18 de fev. de 2009

Uma balsa. Dentro de São Paulo

A embarcação que faz a travessia entre o Grajaú e a Ilha do Bororé leva pedestres, carros, charretes e até ônibus
SÃO PAULO 455 ANOS

Se São Paulo se tornou conhecida pelo caos urbano, pela modernidade e pelo alvoroço constante de seus cidadãos, os arredores da Ilha do Bororé mais se assemelham a uma cidadezinha do interior. Apesar do nome, se trata de uma península incrustada na Represa Billings, zona sul paulistana. Para chegar até lá, o acesso mais fácil é via balsa pela represa, a partir do bairro do Grajaú. A travessia ocorre 24 horas por dia e não custa nada – quem banca é a Empresa Metropolitana de Águas e Energia (Emae), vinculada ao governo estadual.

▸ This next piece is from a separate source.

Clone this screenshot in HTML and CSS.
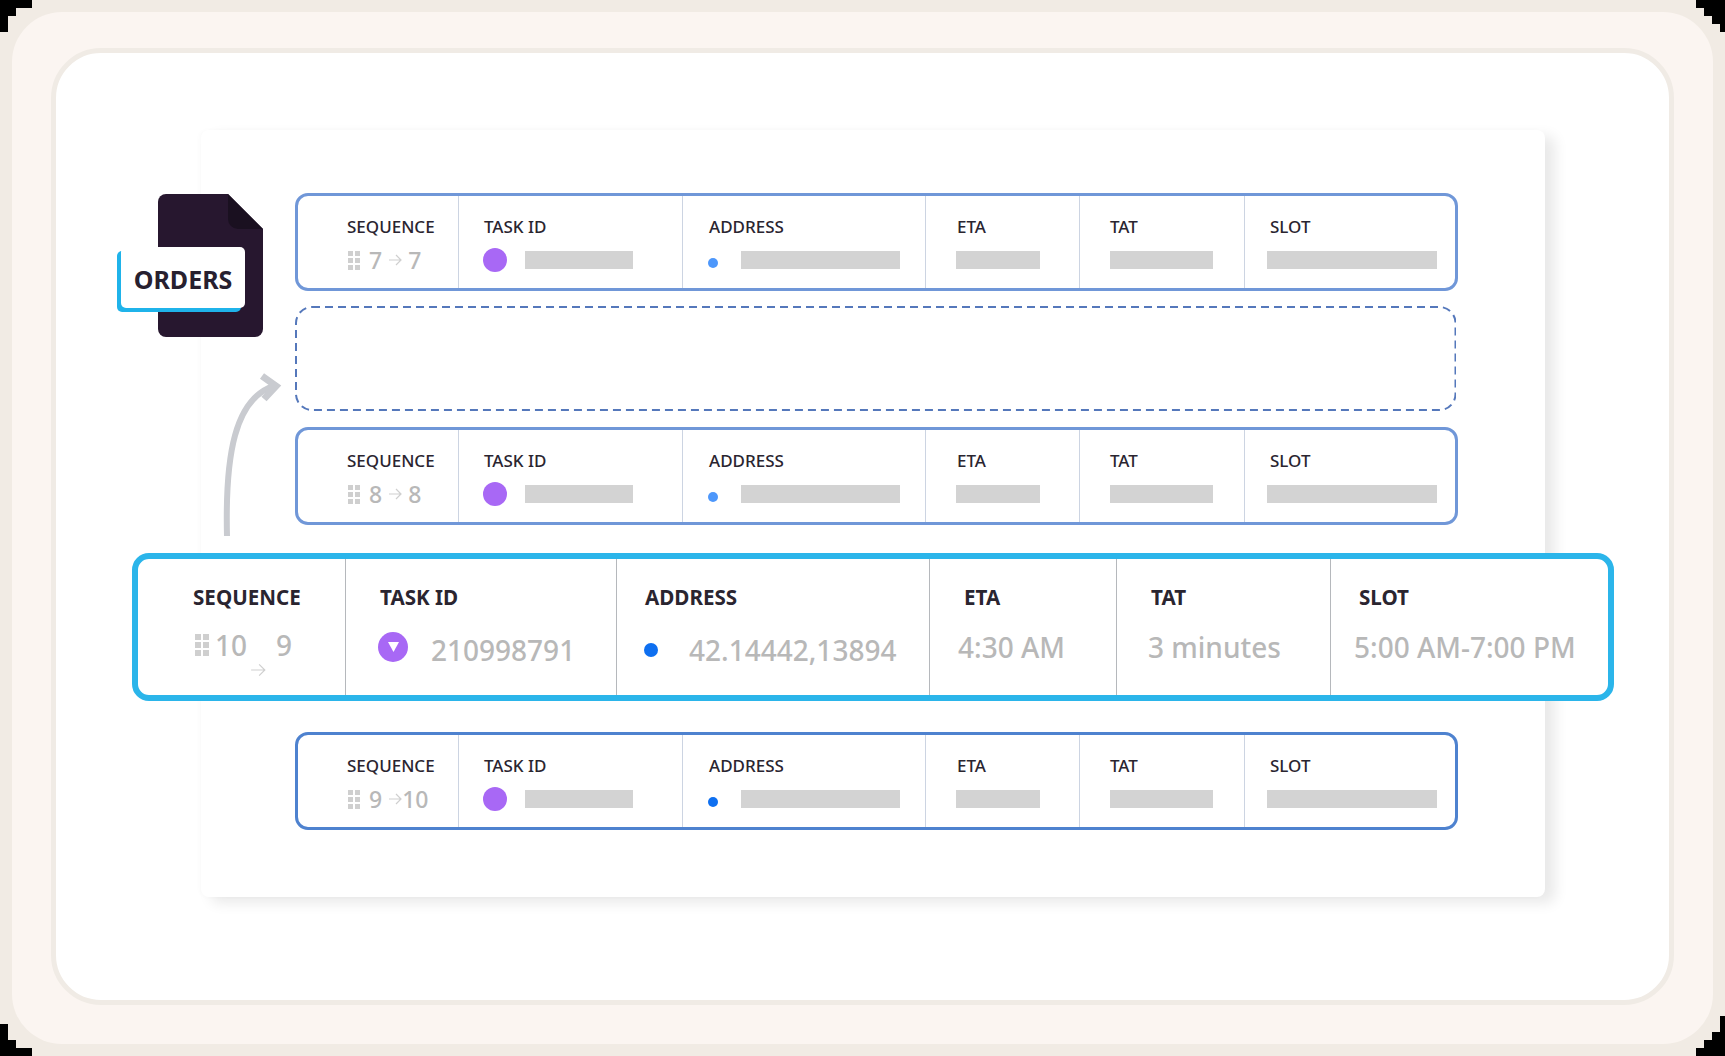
FILE: index.html
```html
<!DOCTYPE html>
<html lang="en">
<head>
  <meta charset="UTF-8" />
  <title>Orders</title>
  <link rel="stylesheet" href="styles.css">
</head>
<body>
<div class="ring">
  <div class="frame">
    <div class="panel">
      <div class="card">

        <div class="file">
          <svg class="file-sheet" width="105" height="143" viewBox="0 0 105 143">
            <path d="M8 0H70L105 35V135a8 8 0 0 1-8 8H8a8 8 0 0 1-8-8V8a8 8 0 0 1 8-8z" fill="#27172f"/>
            <path d="M70 0L105 35H80a10 10 0 0 1-10-10z" fill="#1a1020"/>
          </svg>
          <div class="file-label">ORDERS</div>
        </div>

        <svg class="move-arrow" width="70" height="172" viewBox="0 0 70 172">
          <path d="M12 166C10 84 20 30 58 16" fill="none" stroke="#c9cbd0" stroke-width="6"/>
          <path d="M47 6L61 16L49 29" fill="none" stroke="#c9cbd0" stroke-width="7"/>
        </svg>

        <div class="row faded">
          <div class="cell seq">
            <div class="head">SEQUENCE</div>
            <div class="val">
              <span class="grip"><i></i><i></i><i></i><i></i><i></i><i></i></span>
              <span>7</span>
              <svg class="arr" viewBox="0 0 14 14"><path d="M1 7H13M8 2L13 7L8 12" fill="none" stroke="#cfcfcf" stroke-width="1.2"/></svg>
              <span>7</span>
            </div>
          </div>
          <div class="cell task">
            <div class="head">TASK ID</div>
            <div class="val"><span class="purple"></span><span class="bar bar-task"></span></div>
          </div>
          <div class="cell addr">
            <div class="head">ADDRESS</div>
            <div class="val"><span class="blue"></span><span class="bar bar-addr"></span></div>
          </div>
          <div class="cell eta">
            <div class="head">ETA</div>
            <div class="val"><span class="bar bar-eta"></span></div>
          </div>
          <div class="cell tat">
            <div class="head">TAT</div>
            <div class="val"><span class="bar bar-tat"></span></div>
          </div>
          <div class="cell slot">
            <div class="head">SLOT</div>
            <div class="val"><span class="bar bar-slot"></span></div>
          </div>
        </div>

        <div class="drop">
          <svg width="1161" height="105" viewBox="0 0 1161 105">
            <rect x="1" y="1" width="1159.5" height="103" rx="16" fill="none" stroke="#5578bb" stroke-width="2" stroke-dasharray="8 5"/>
          </svg>
        </div>

        <div class="row faded second">
          <div class="cell seq">
            <div class="head">SEQUENCE</div>
            <div class="val">
              <span class="grip"><i></i><i></i><i></i><i></i><i></i><i></i></span>
              <span>8</span>
              <svg class="arr" viewBox="0 0 14 14"><path d="M1 7H13M8 2L13 7L8 12" fill="none" stroke="#cfcfcf" stroke-width="1.2"/></svg>
              <span>8</span>
            </div>
          </div>
          <div class="cell task">
            <div class="head">TASK ID</div>
            <div class="val"><span class="purple"></span><span class="bar bar-task"></span></div>
          </div>
          <div class="cell addr">
            <div class="head">ADDRESS</div>
            <div class="val"><span class="blue"></span><span class="bar bar-addr"></span></div>
          </div>
          <div class="cell eta">
            <div class="head">ETA</div>
            <div class="val"><span class="bar bar-eta"></span></div>
          </div>
          <div class="cell tat">
            <div class="head">TAT</div>
            <div class="val"><span class="bar bar-tat"></span></div>
          </div>
          <div class="cell slot">
            <div class="head">SLOT</div>
            <div class="val"><span class="bar bar-slot"></span></div>
          </div>
        </div>

        <div class="big">
          <div class="cell seq">
            <div class="head">SEQUENCE</div>
            <div class="val">
              <span class="grip"><i></i><i></i><i></i><i></i><i></i><i></i></span>
              <span>10</span>
              <svg class="arr" viewBox="0 0 14 14"><path d="M1 7H13M8 2L13 7L8 12" fill="none" stroke="#cfcfcf" stroke-width="1"/></svg>
              <span>9</span>
            </div>
          </div>
          <div class="cell task">
            <div class="head">TASK ID</div>
            <div class="val">
              <span class="purple"><svg width="11" height="10" viewBox="0 0 11 10"><path d="M0 0H11L5.5 10z" fill="#fff"/></svg></span>
              <span class="num">210998791</span>
            </div>
          </div>
          <div class="cell addr">
            <div class="head">ADDRESS</div>
            <div class="val"><span class="blue"></span><span class="num">42.14442,13894</span></div>
          </div>
          <div class="cell eta">
            <div class="head">ETA</div>
            <div class="val">4:30 AM</div>
          </div>
          <div class="cell tat">
            <div class="head">TAT</div>
            <div class="val">3 minutes</div>
          </div>
          <div class="cell slot">
            <div class="head">SLOT</div>
            <div class="val">5:00 AM-7:00 PM</div>
          </div>
        </div>

        <div class="row last">
          <div class="cell seq">
            <div class="head">SEQUENCE</div>
            <div class="val">
              <span class="grip"><i></i><i></i><i></i><i></i><i></i><i></i></span>
              <span>9</span>
              <svg class="arr" viewBox="0 0 14 14"><path d="M1 7H13M8 2L13 7L8 12" fill="none" stroke="#cfcfcf" stroke-width="1.2"/></svg>
              <span class="tight">10</span>
            </div>
          </div>
          <div class="cell task">
            <div class="head">TASK ID</div>
            <div class="val"><span class="purple"></span><span class="bar bar-task"></span></div>
          </div>
          <div class="cell addr">
            <div class="head">ADDRESS</div>
            <div class="val"><span class="blue"></span><span class="bar bar-addr"></span></div>
          </div>
          <div class="cell eta">
            <div class="head">ETA</div>
            <div class="val"><span class="bar bar-eta"></span></div>
          </div>
          <div class="cell tat">
            <div class="head">TAT</div>
            <div class="val"><span class="bar bar-tat"></span></div>
          </div>
          <div class="cell slot">
            <div class="head">SLOT</div>
            <div class="val"><span class="bar bar-slot"></span></div>
          </div>
        </div>

      </div>
    </div>
  </div>
</div>
</body>
</html>
```

FILE: styles.css
```css
* {
  box-sizing: border-box;
}
body {
  margin: 0;
  background: #000;
  font-family: "Noto Sans", "Open Sans", sans-serif;
  color: #2a2530;
  overflow: hidden;
}
/* stepped black corners come from the clip */
.ring {
  width: 1725px;
  height: 1056px;
  padding: 12px;
  background: #f1ebe4;
  clip-path: polygon(
    32px 0, 1696px 0, 1696px 8px, 1704px 8px, 1704px 16px, 1712px 16px, 1712px 24px, 1720px 24px, 1720px 32px, 1725px 32px,
    1725px 1016px, 1720px 1016px, 1720px 1032px, 1712px 1032px, 1712px 1040px, 1704px 1040px, 1704px 1048px, 1696px 1048px, 1696px 1056px,
    32px 1056px, 32px 1048px, 16px 1048px, 16px 1040px, 8px 1040px, 8px 1024px, 0 1024px,
    0 32px, 8px 32px, 8px 16px, 16px 16px, 16px 8px, 32px 8px
  );
}
.frame {
  height: 100%;
  padding: 36px 39px 39px 39px;
  background: #fbf5f1;
  border-radius: 50px;
}
.panel {
  height: 100%;
  padding: 77px 124px 103px 145px;
  background: #fff;
  border: 5px solid #f0ebe5;
  border-radius: 50px;
}
.card {
  position: relative;
  display: flex;
  flex-direction: column;
  height: 100%;
  padding: 63px 87px 0 94px;
  background: #fff;
  border-radius: 8px;
  box-shadow: 10px 6px 14px rgba(0, 0, 0, 0.09), -2px 0 4px rgba(0, 0, 0, 0.02);
}

.file {
  position: absolute;
  left: -84px;
  top: 64px;
  width: 130px;
  height: 143px;
}
.file-sheet {
  position: absolute;
  left: 41px;
  top: 0;
}
.file-label {
  position: absolute;
  left: 4px;
  top: 53px;
  width: 124px;
  height: 61px;
  background: #fff;
  border-radius: 5px;
  box-shadow: -4px 4px 0 #1fb3ea;
  text-align: center;
  line-height: 64px;
  font-size: 25px;
  font-weight: 700;
  color: #27202f;
}
.move-arrow {
  position: absolute;
  left: 14px;
  top: 240px;
}

.row {
  display: grid;
  grid-template-columns: 160px 224px 243px 154px 165px 1fr;
  height: 98px;
  background: #fff;
  border: 3px solid #4e82cf;
  border-radius: 13px;
  flex: none;
}
.faded {
  border-color: #7097d8;
}
.second {
  margin-top: 16px;
}
.last {
  margin-top: 31px;
}
.drop {
  height: 105px;
  margin-top: 15px;
  flex: none;
}
.drop svg {
  display: block;
}
.cell {
  padding-top: 20px;
  border-left: 1px solid #ccd4e2;
}
.cell:first-child {
  border-left: none;
}
.head {
  font-size: 17px;
  font-weight: 500;
  line-height: 22px;
  white-space: nowrap;
}
.val {
  display: flex;
  align-items: center;
  height: 24px;
  margin-top: 10px;
  font-size: 23px;
  font-weight: 500;
  color: #b8b8b8;
  white-space: nowrap;
}
.bar {
  display: block;
  height: 18px;
  background: #d3d3d3;
}
.grip {
  display: grid;
  grid-template-columns: 5px 5px;
  gap: 2px;
  flex: none;
  margin-right: 9px;
}
.grip i {
  height: 5px;
  background: #cfcfcf;
}
.arr {
  width: 14px;
  height: 14px;
  margin: 0 6px;
  flex: none;
}
.tight {
  margin-left: -6px;
}
.purple {
  display: flex;
  align-items: center;
  justify-content: center;
  flex: none;
  width: 24px;
  height: 24px;
  margin-left: -1px;
  border-radius: 50%;
  background: #a868f5;
}
.blue {
  flex: none;
  width: 10px;
  height: 10px;
  margin-top: 5px;
  margin-left: -1px;
  border-radius: 50%;
  background: #0e6ff0;
}
.faded .blue {
  background: #4d97fb;
}

.seq {
  padding-left: 49px;
}
.task {
  padding-left: 25px;
}
.addr {
  padding-left: 26px;
}
.eta {
  padding-left: 31px;
}
.tat {
  padding-left: 30px;
}
.slot {
  padding-left: 25px;
}
.seq .val {
  padding-left: 1px;
}
.bar-task {
  width: 108px;
  margin-left: 18px;
}
.bar-addr {
  width: 159px;
  margin-left: 23px;
}
.bar-eta {
  width: 84px;
  margin-left: -1px;
}
.bar-tat {
  width: 103px;
}
.bar-slot {
  width: 170px;
  margin-left: -3px;
}

/* the row being dragged */
.big {
  display: grid;
  grid-template-columns: 207px 271px 313px 187px 214px 1fr;
  flex: none;
  height: 148px;
  margin: 28px -156px 0 -163px;
  background: #fff;
  border: 6px solid #2bb5ea;
  border-radius: 17px;
  position: relative;
}
.big .cell {
  padding-top: 25px;
  border-left-color: #b5b8bc;
}
.big .head {
  font-size: 20.6px;
  font-weight: 700;
  line-height: 26px;
}
.big .val {
  height: 36px;
  margin-top: 19px;
  font-size: 28px;
  font-weight: 500;
}
.big .grip {
  grid-template-columns: 6px 6px;
  margin-right: 6px;
}
.big .grip i {
  height: 6px;
}
.big .arr {
  width: 16px;
  height: 16px;
  margin: 0 10px 0 3px;
  align-self: flex-end;
  transform: translateY(15px);
}
.big .seq {
  padding-left: 55px;
}
.big .seq .val {
  padding-left: 2px;
  margin-top: 17px;
}
.big .task {
  padding-left: 34px;
}
.big .task .val {
  margin-left: -1px;
}
.big .purple {
  width: 30px;
  height: 30px;
}
.big .num {
  margin-left: 23px;
  margin-top: 5px;
}
.big .addr {
  padding-left: 28px;
}
.big .blue {
  width: 14px;
  height: 14px;
  margin-top: 6px;
}
.big .addr .num {
  margin-left: 31px;
}
.big .eta {
  padding-left: 34px;
}
.big .eta .val {
  margin-left: -6px;
}
.big .tat {
  padding-left: 34px;
}
.big .tat .val {
  margin-left: -3px;
}
.big .slot {
  padding-left: 28px;
}
.big .slot .val {
  margin-left: -5px;
}
```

Em média, todos os dias são transportados pela balsa 1.600 passageiros e 1.900 veículos. A estudante de Direito Mariana Santos Chaves, de 20 anos, passa constantemente por ali. “A vida inteira”, conta ela, que nasceu na região e, filha de artesãos, sempre morou na primeira chácara da Ilha do Bororé, a poucos metros do desembarque da balsa. “O lugar é bonito, mas de difícil acesso”, reclama. “E, nos fins de semana, vem gente de todo tipo. É muita bagunça.”

Mas tem quem goste do movimento turístico da Ilha, cheia de chácaras de descanso e lazer. É o caso dos proprietários dos barzinhos e barraquinhas que funcionam no fim da Avenida Dona Belmira Marin, próximo do embarque para quem chega do Grajaú. “Quando aparece mais gente na Ilha, forma fila aqui para esperar a balsa. Daí a gente acaba vendendo mais”, relata o maranhense Francisco Leite, de 59 anos, que adotou São Paulo e há 11 tem uma vendinha ali. A sua é a “Barraca do Bigode”, a poucos metros do “Bar do Barba”. “Tem umas 30 e tantas barracas”, conta o comerciante, em cujo cardápio constam espetinho de camarão a R$ 2 e de peixe a R$ 1,50.

Os peixes do “Bigode” não vêm da represa. “Compro na feira ou em uma peixaria lá de Santo Amaro”, diz. Já os que o aposentado Vicente Antonio Borba, de 64 anos, come em sua casa são. Ele mora no Jardim Jobá, na zona sul, próximo de Taboão da Serra, e há 20 anos costuma pescar na Billings. Desde 1998, quando se aposentou – era preparador de máquinas de uma empresa –, fez do hobby quase uma obrigação. “Venho todos os dias e fico aqui das 7 às 13 horas. Não saio sem uns seis quilos de tilápias”, garante, com a água na altura das canelas. E prova que não é papo de pescador: mostra para a reportagem o balaio cheio. Para quem toma quatro ônibus e gasta uma hora e meia por dia para chegar à pescaria, o resultado precisa mesmo valer a pena.

A balsa faz cerca de 255 viagens diárias – que levam 5 minutos cada uma. Só para nas madrugadas de quinta-feira, geralmente entre 1 hora e 2h30, quando são realizados serviços rotineiros de manutenção. Trabalham ali nove funcionários, em revezamento. Um é o mestre fluvial Selmo Pereira Couto, de 32 anos, “piloto” da embarcação. “Sempre fui da região. Hoje vivo no Grajaú e meu pai mora na Ilha”, conta. Para conseguir o cargo, ele teve de tirar habilitação na Marinha – fez um curso de uma semana em Santos.

De sua cabine, Selmo apenas “dá a partida” e controla a velocidade, que fica na média dos 10 km/h. O trajeto não tem como errar, pois um cabo de aço em cada uma das extremidades laterais da embarcação, preso uma ponta na Ilha, uma ponta no Grajaú, funciona como trilho.

Nas viagens, a balsa transporta gente a pé, carros – cabem 16 veículos –, charretes, motos, bicicletas e até ônibus. Sim, os motoristas da linha 6L11 Ilha do Bororé–Terminal Grajaú têm o privilégio de descansar, de motores desligados, durante os cinco minutos de travessia da represa.